The bank said its Canadian personal and business banking division – the bank’s single biggest, at about 40 per cent of total revenue – reported net income of $628-million for the third quarter, up $129-million or 26 per cent from the third quarter a year ago.
Revenue for the division of just under $2.6-billion was up 7.6 per cent from the prior year’s quarter. Provisions of $338-million were down more than 20 per cent from 2023′s third quarter.
In the fiscal year ended Oct. 31, 2023, CIBC got 72 per cent of its revenue and 52 per cent of after-tax profits from Canada, according to S&P Global Market Intelligence. Royal Bank, Toronto Dominion Bank, Bank of Montreal and Bank of Nova Scotia get roughly 55 per cent to 65 per cent of their revenue from Canada.
CIBC’s board declared a quarterly dividend of 90 cents, unchanged from the second-quarter announcement and up from 87 cents in 2023′s third-quarter announcement.
Mr. Grauman said the buyback announcement should support growth in earnings per share, “but more than that is likely to calm investor fears about the riskiness of inorganic capital deployment” – i.e., CIBC spending money on acquisitions.

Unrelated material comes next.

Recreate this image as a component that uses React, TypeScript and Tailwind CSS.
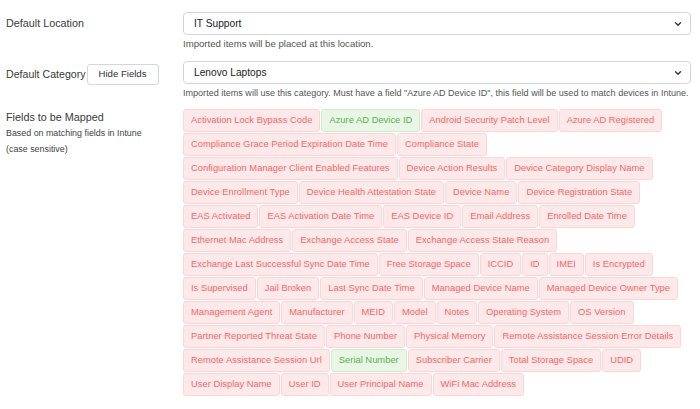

“As we think about capital deployment and capital allocation, we as a team spend a great deal of time focusing first and foremost on organic growth in our business,” Mr. Dodig said in response to an analyst question. He then described CIBC’s acquisition plans as “opportunistic, tuck in” deals. “We are leading an organic growth strategy.”
CIBC was the last of Canada’s Big Six banks to report its third-quarter results.
Toronto-Dominion Bank reported a loss owing to provisions to pay anticipated regulatory fines over anti-money laundering failures. It also missed analysts’ expectations for its adjusted earnings.
Bank of Montreal reported higher profits but missed analysts’ expectations for its adjusted earnings, while Bank of Nova Scotia reported lower profits but beat analysts’ expectations on adjusted earnings.
National Bank of Canada, Royal Bank of Canada and CIBC all reported increased profits and also beat analysts’ expectations for adjusted earnings.